Employing perforated copper foam to improve the thermal performance of latent thermal energy storage units

Abstract

The performance of latent thermal energy storage units (LTESU) is limited by the low thermal conductivity of phase change materials (PCM). Copper foam can enhance PCM's heat conduction, but its structure inhibits the internal natural convection. Based on this, the perforated copper foam was proposed to enhance the natural convection of PCM. The contrast experiment built three LTESUs (Namely, the LTESU only with the copper tube (LTESU-CT), the LTESU with full copper foam (LTESU-FCF) and the LTESU with perforated copper foam (LTESU-PCF).
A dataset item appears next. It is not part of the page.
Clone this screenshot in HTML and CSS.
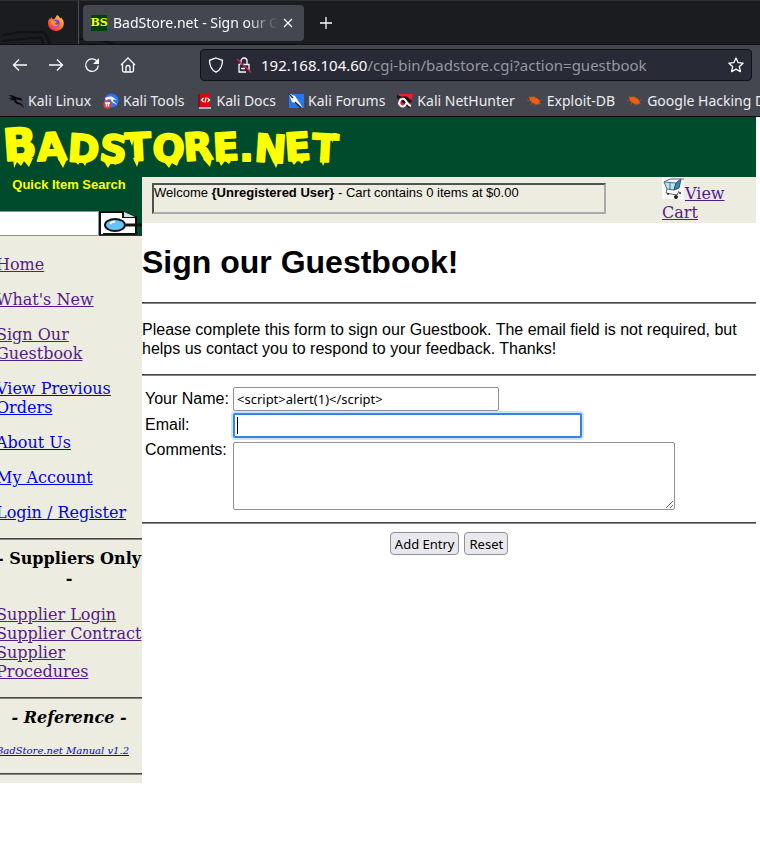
FILE: index.html
```html
<!DOCTYPE html>
<html lang="en">
<head>
<meta charset="utf-8">
<title>BadStore.net - Sign our Guestbook</title>
<link rel="stylesheet" href="styles.css">
</head>
<body>
<header class="browser">
  <div class="tabs">
    <svg class="kali-art" viewBox="0 0 140 45" aria-hidden="true"><path d="M0 35L18 32H44L50 45M0 41l40-4 3 8M78 39q20-2 38 6" fill="none" stroke="#101115" stroke-width="2"/></svg>
    <div class="pinned">
      <svg width="16" height="16" viewBox="0 0 16 16" aria-label="Firefox">
        <defs><linearGradient id="fx" x1="1" y1="0" x2="0.2" y2="1"><stop offset="0" stop-color="#ffe43b"/><stop offset=".45" stop-color="#ff8a20"/><stop offset="1" stop-color="#f9225c"/></linearGradient></defs>
        <path d="M9 0c2 1 2.600 2.500 3.100 3.300C13 3.300 13 2.500 13 2.500c2 2 3 4 2.800 6.500C15.500 13 12 16 8 16 3.500 16 0 12.500 0 8.300 0 6 .9 4.300 1.600 3.200L2 4.600 3.700 2l.6 2L6 4.200C7.500 3 8 1.500 9 0z" fill="url(#fx)"/>
        <circle cx="8" cy="8.500" r="3.700" fill="#7542e5"/>
        <path d="M3 6c1.500-1 3.500-.5 4.300.2L9 7 7 8.200c0 1.800 2.500 2 4 .8-1 3-5 3.500-7 .8C3.200 8.800 3 7 3 6z" fill="#ff9a22"/>
      </svg>
    </div>
    <div class="tab">
      <span class="favicon">BS</span>
      <span class="tab-title">BadStore.net - Sign our Guestbook</span>
      <button class="icon-btn" aria-label="Close tab"><svg width="10" height="10" viewBox="0 0 10 10"><path d="M1 1l8 8M9 1L1 9"/></svg></button>
    </div>
    <button class="icon-btn new-tab" aria-label="New tab"><svg width="12" height="12" viewBox="0 0 12 12"><path d="M6 0v12M0 6h12"/></svg></button>
  </div>
  <div class="toolbar">
    <button class="icon-btn" aria-label="Back"><svg width="16" height="16" viewBox="0 0 16 16"><path d="M15 8H1.500M7 2.500L1.500 8 7 13.500"/></svg></button>
    <button class="icon-btn" aria-label="Forward"><svg width="16" height="16" viewBox="0 0 16 16"><path d="M1 8h13.500M9 2.500L14.500 8 9 13.500"/></svg></button>
    <button class="icon-btn" aria-label="Reload"><svg width="16" height="16" viewBox="0 0 16 16"><path d="M13.500 5A6.300 6.300 0 1 0 14.300 8.500"/><path d="M15 1v6H9z" fill="#fbfbfe" stroke="none"/></svg></button>
    <button class="icon-btn" aria-label="Home"><svg width="16" height="16" viewBox="0 0 16 16"><path d="M1 8l7-7 7 7M2.500 7v6.500q0 1.500 1.500 1.500h8q1.500 0 1.500-1.500V7M6 15v-4.500a2 2 0 0 1 4 0V15"/></svg></button>
    <div class="url">
      <svg width="16" height="16" viewBox="0 0 16 16"><path d="M8 1l6.500 2.300C14.500 9 12.500 13 8 15.200 3.500 13 1.500 9 1.500 3.300z"/></svg>
      <svg width="16" height="16" viewBox="0 0 16 16"><path d="M5 7.500V4a3 3 0 0 1 6 0v3.500M7 7.500h6V13M10 15H3V7.500h1M5 11.500h4"/><path d="M1 2l14 13.500" stroke="#e8194a"/></svg>
      <span class="address"><b>192.168.104.60</b>/cgi-bin/badstore.cgi?action=guestbook</span>
      <button class="icon-btn" aria-label="Bookmark this page"><svg width="16" height="16" viewBox="0 0 16 16"><path d="M8 1l2.100 4.600 5 .6-3.700 3.400 1 5L8 12.100l-4.400 2.500 1-5L.9 6.200l5-.6z" stroke-linejoin="round"/></svg></button>
    </div>
  </div>
  <nav class="bookmarks" aria-label="Bookmarks">
    <a href="#"><svg width="16" height="16" viewBox="0 0 16 16"><path d="M0 2l5 .5 4 2 4 .5 2 3-3-1-4-.5c0 2 2 3 4 3.500s3 2 4 5.500c-2-3-3-3.600-5-4S6 10 6 7L1 7.500 5 5.500 0 6l4-2z" fill="#08090b"/></svg>Kali Linux</a>
    <a href="#"><svg width="16" height="16" viewBox="0 0 16 16"><circle cx="8.500" cy="7.500" r="7" fill="#2777f5"/><path d="M2 5c4-2 7-2 9 0l3 2-4-.5c0 3 3 2 4 6-2-3-6-2-6-6C6 6 4 6 3 8z" fill="#f3f6ff"/><circle cx="4.500" cy="11.500" r="4.200" fill="#ee3a3d"/><path d="M2 10h5M3.500 10v3.500M5.500 10v3.500" stroke="#fff"/></svg>Kali Tools</a>
    <a href="#"><svg width="16" height="16" viewBox="0 0 16 16"><path d="M1 1h3v13H1z" fill="#7b1321"/><path d="M3 0h10v14H3z" fill="#d9070b"/><path d="M2 14h12v2H2z" fill="#a9b3ca"/><path d="M6.500 5L4.500 7l2 2M10.500 5l2 2-2 2M9 4.500L8 9.500" fill="none" stroke="#fff"/></svg>Kali Docs</a>
    <a href="#"><svg width="16" height="16" viewBox="0 0 16 16"><path d="M1 1h15v14H1z" fill="#2376f4"/><path d="M0 0l7 3 4 6 4 6-5-4-6-2-2-5z" fill="#fff"/><path d="M0 0l5 5M7 9l6 6" stroke="#18202e"/></svg>Kali Forums</a>
    <a href="#"><svg width="16" height="16" viewBox="0 0 16 16"><path d="M2 1h14l-3 12H2z" fill="#f31d31"/><path d="M0 2l6 2-6 2z" fill="#15161b"/><path d="M13 14L6 8q-1-4 3-3l5 4" fill="none" stroke="#15161b" stroke-width="3"/><path d="M14 13c-4-1-4-5-7-7-4-1-6 4-4 6 2 3 6 1 6-2" fill="none" stroke="#fff" stroke-width="2"/></svg>Kali NetHunter</a>
    <a href="#"><svg width="16" height="16" viewBox="0 0 16 16"><use href="#bug"/></svg>Exploit-DB</a>
    <a href="#"><svg width="16" height="16" viewBox="0 0 16 16"><g id="bug"><path d="M2 4.500c3-1.500 7-.5 9.500 2 2 2 1.500 5-.5 5-4 0-8-2.500-9-7z" fill="#f0600f"/><path d="M1.500 3l3 2M0 7.500l5 .500M7 3l2 3M11 8l4-1M10 10l4 1M5 9l-1 3M8 10v3" fill="none" stroke="#b5551f" stroke-width=".7"/></g></svg>Google Hacking DB</a>
  </nav>
</header>

<div class="site">
  <header class="banner">
    <svg width="344" height="60" viewBox="0 0 344 60" role="img" aria-label="BadStore.net">
      <text class="logo" x="4" y="44" rotate="-4 -3 4 6 -3 3 -4 -3 0 4 -4 3"><tspan class="logo-big">B</tspan>ADSTORE.NET</text>
      <path class="drips" d="M13 40l1 11 3-6 4 4 3-5 5 6 4-9zM58 42l5 9 4-9zM74 42l4 6 3-5 4 6 4-8zM103 43l5 8 3-5 5 2 3-7zM133 41l4 9 3-10zM161 41l8 10 3-5 5 3 3-8zM203 42l7 8 2-9zM218 42l3 7 4-5 4 3 4-6zM271 40l5 11 5-12zM290 42l4 6 4-5 4 4 4-6zM320 40l3 9 4-9zM128 18l4 11 3-11zM315 16l2 8 3-8zM333 16l-1 10 5-10z"/>
    </svg>
  </header>

  <aside class="sidebar">
    <form class="search">
      <label for="q">Quick Item Search</label>
      <div class="search-row">
        <input id="q" type="text">
        <button aria-label="Search"><svg width="43" height="25" viewBox="0 0 43 25"><path d="M1 1h23l13 6v16H1z" fill="#fff"/><path d="M1 0v24M1 1h23v5h13v17H4" fill="none" stroke="#101010" stroke-width="2"/><path d="M25 1l11 5H25z" fill="#ddd"/><ellipse cx="16" cy="14" rx="10" ry="6" fill="#63c4fb" stroke="#111" stroke-width="2"/><path d="M27 14h16" stroke="#111" stroke-width="3"/><path d="M11 13q2-3 5-2" fill="none" stroke="#fff" stroke-width="2"/></svg></button>
      </div>
    </form>
    <nav class="menu" aria-label="Store">
      <p><a class="seen" href="#">Home</a></p>
      <p><a class="seen" href="#">What's New</a></p>
      <p><a class="seen" href="#">Sign Our Guestbook</a></p>
      <p><a href="#">View Previous Orders</a></p>
      <p><a href="#">About Us</a></p>
      <p><a href="#">My Account</a></p>
      <p><a href="#">Login / Register</a></p>
      <hr>
      <h2>- Suppliers Only -</h2>
      <p><a class="seen" href="#">Supplier Login</a><br><a class="seen" href="#">Supplier Contract</a><br><a class="seen" href="#">Supplier Procedures</a></p>
      <hr>
      <h2><i>- Reference -</i></h2>
      <p class="manual"><a href="#">BadStore.net Manual v1.2</a></p>
      <hr>
    </nav>
  </aside>

  <main>
    <div class="status">
      <p class="welcome">Welcome <b>{Unregistered User}</b> - Cart contains 0 items at $0.00</p>
      <p class="cart"><a class="seen" href="#"><svg width="23" height="22" viewBox="0 0 23 22" aria-hidden="true"><path d="M0 0h22v22H0z" fill="#fafafa"/><path d="M2 5l12 1-2 7-7-1z" fill="#b9e4f6" stroke="#47738c"/><path d="M14 6l5-4-2 9-5 2z" fill="#3586b4" stroke="#285573"/><path d="M2 5l6-3 11 0-5 4M8 6v6M5 12l-1 4 11 2 2-4M19 2h3" fill="none" stroke="#536779"/><circle cx="6" cy="17" r="1" fill="#222"/><circle cx="14" cy="20" r="2" fill="#222"/><circle cx="18" cy="16" r="1" fill="#222"/></svg>View Cart</a></p>
    </div>
    <h1>Sign our Guestbook!</h1>
    <hr>
    <p class="intro">Please complete this form to sign our Guestbook. The email field is not required, but helps us contact you to respond to your feedback. Thanks!</p>
    <hr>
    <form>
      <div class="fields">
        <label for="name">Your Name:</label>
        <input id="name" class="name" type="text" value="&lt;script&gt;alert(1)&lt;/script&gt;">
        <label for="email">Email:</label>
        <input id="email" class="email" type="text">
        <label for="comments">Comments:</label>
        <textarea id="comments"></textarea>
      </div>
      <hr>
      <div class="actions">
        <button type="submit">Add Entry</button>
        <button type="reset">Reset</button>
      </div>
    </form>
  </main>
</div>
</body>
</html>
```

FILE: styles.css
```css
* { box-sizing: border-box; }
body { margin: 0; background: #fff; color: #000; font: 16px/19px "DejaVu Serif", serif; }
a { color: #0000ee; }
a.seen { color: #551a8b; }
p, h1, h2 { margin: 0; }
hr { margin: 0; border: 0; border-top: 1px solid #484848; border-bottom: 1px solid #858585; height: 2px; }

/* Browser chrome */
.browser { background: #44474f; color: #fbfbfe; font: 14px/20px "Noto Sans", sans-serif; border-bottom: 1px solid #0c0c0d; }
.browser svg { fill: none; stroke: #fbfbfe; stroke-width: 1.3; flex: none; }
.browser .bookmarks svg { stroke: none; }
.icon-btn { display: flex; padding: 0; border: 0; background: none; }
.tabs { position: relative; display: flex; align-items: center; height: 45px; background: #1b1c20; border-top: 1px solid #2c2e32; border-bottom: 1px solid #0e0f12; }
.kali-art { position: absolute; left: 0; top: 0; width: 140px; height: 44px; }
.pinned { position: relative; align-self: stretch; display: flex; align-items: center; width: 79px; padding-left: 48px; border-right: 1px solid #505157; }
.browser .pinned svg { stroke: none; }
.tab { position: relative; display: flex; align-items: center; width: 221px; height: 36px; margin-left: 4px; padding: 0 11px 0 8px; border-radius: 4px; background: #44474f; }
.favicon { width: 16px; height: 16px; background: #00410c; color: #ff0; font: bold 11px/16px "DejaVu Serif", serif; display: flex; justify-content: center; }
.tab-title { flex: 1; margin: 0 5px 0 6px; overflow: hidden; white-space: nowrap; mask-image: linear-gradient(to left, transparent, #000 32px); }
.new-tab { margin-left: 16px; }
.toolbar { display: flex; align-items: center; gap: 20px; padding: 4px 8px 4px 12px; }
.url { flex: 1; display: flex; align-items: center; gap: 12px; height: 32px; margin-left: 44px; padding: 0 7px; border: 1px solid #101117; border-radius: 4px; background: #282a36; }
.address { flex: 1; margin-left: -3px; font-size: 15px; color: #97989f; white-space: nowrap; overflow: hidden; }
.address b { font-weight: 400; color: #fbfbfe; }
.bookmarks { display: flex; gap: 12px; height: 31px; padding: 0 8px; align-items: center; overflow: hidden; }
.bookmarks a { display: flex; align-items: center; gap: 4px; flex: none; color: #ececef; text-decoration: none; white-space: nowrap; }

/* Store frames */
.site { display: grid; grid-template-columns: 142px 1fr; align-items: start; margin-right: 4px; }
.banner { grid-column: 1 / -1; height: 60px; background: #004b2c; }
.banner svg { display: block; }
.logo { font: bold 38px "DejaVu Sans", sans-serif; fill: #ff0; stroke: #ff0; stroke-width: 2; stroke-linejoin: round; }
.logo-big { font-size: 44px; }
.drips { fill: #ff0; }

.sidebar { overflow: hidden; background: #ecece0; }
.search { background: #004b2c; color: #ff0; }
.search label { display: block; margin-left: -4px; height: 34px; font: bold 13px/16px "Liberation Sans", sans-serif; text-align: center; }
.search-row { display: flex; height: 25px; }
.search input { width: 99px; border: 1px solid #8f8f9d; border-left: 0; background: #fff; }
.search button { display: flex; padding: 0; border: 0; background: none; }
.menu { margin-left: -4px; padding: 19px 0 8px; }
.menu p { margin-bottom: 16px; }
.menu h2 { margin: 9px 0 16px; font-size: 16px; line-height: 20px; text-align: center; }
.menu .manual { font-size: 10px; line-height: 13px; font-style: italic; }

main { font-family: "Liberation Sans", sans-serif; }
.status { display: flex; height: 46px; padding: 0 16px 0 10px; background: #ecece0; }
.welcome { flex: 1; max-width: 454px; height: 31px; margin: 6px 56px 0 0; border: 2px solid; border-color: #505050 #aaa #aaa #505050; font-size: 13px; line-height: 16px; white-space: nowrap; }
.cart { width: 78px; font-family: "DejaVu Serif", serif; }
.cart svg { vertical-align: baseline; }
h1 { margin: 21px 0; font-size: 32px; line-height: 37px; }
.intro { margin: 16px 0; }
.fields { display: grid; grid-template-columns: 85px 1fr; gap: 2px 3px; padding: 11px 3px 12px; }
.fields label { line-height: 24px; }
.fields label:last-of-type { line-height: 20px; }
.fields input, .fields textarea, .actions button { font: 13px/18px "Noto Sans", sans-serif; border: 1px solid #8f8f9d; border-radius: 2px; background: #fff; color: #000; }
.fields input { height: 24px; padding: 0 3px; max-width: 100%; }
.fields .name { width: 266px; }
.fields .email { width: 349px; height: 25px; border: 2px solid #3584e4; box-shadow: 0 0 0 2px #cde4fb; background: #fff linear-gradient(#000, #000) 2px 50% / 1px 17px no-repeat; }
.fields textarea { width: 442px; max-width: 100%; height: 68px; margin-top: 2px; }
.actions { display: flex; justify-content: center; gap: 5px; padding-top: 8px; }
.actions button { height: 23px; padding: 0 4px; border-radius: 4px; background: #e9e9ed; }
```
The melting and solidifying state, temperature distribution, and thermal efficiency were compared in three LTESUs during thermal charging and discharging processes. Results showed using copper foam could enhance the thermal performance of LTESU obviously and the perforated copper foam could generate the convective heat exchange, which had a time-average Nusselt number 34.1 % higher in LTESU-PCF than that in LTESU-FCF. Due to the reduced heat transfer area, LTESU-PCF had the lower thermal efficiency than LTESU-FCF, but its thermal storage capacity and release capacity were 6.4 % and 1.4 % higher than that in LTESU-FCF, respectively. It was confirmed that employing perforated copper foam could s enhance the natural convection and heat transfer of PCM significantly, but the perforation parameter still needs to be further explored to achieve higher thermal performance.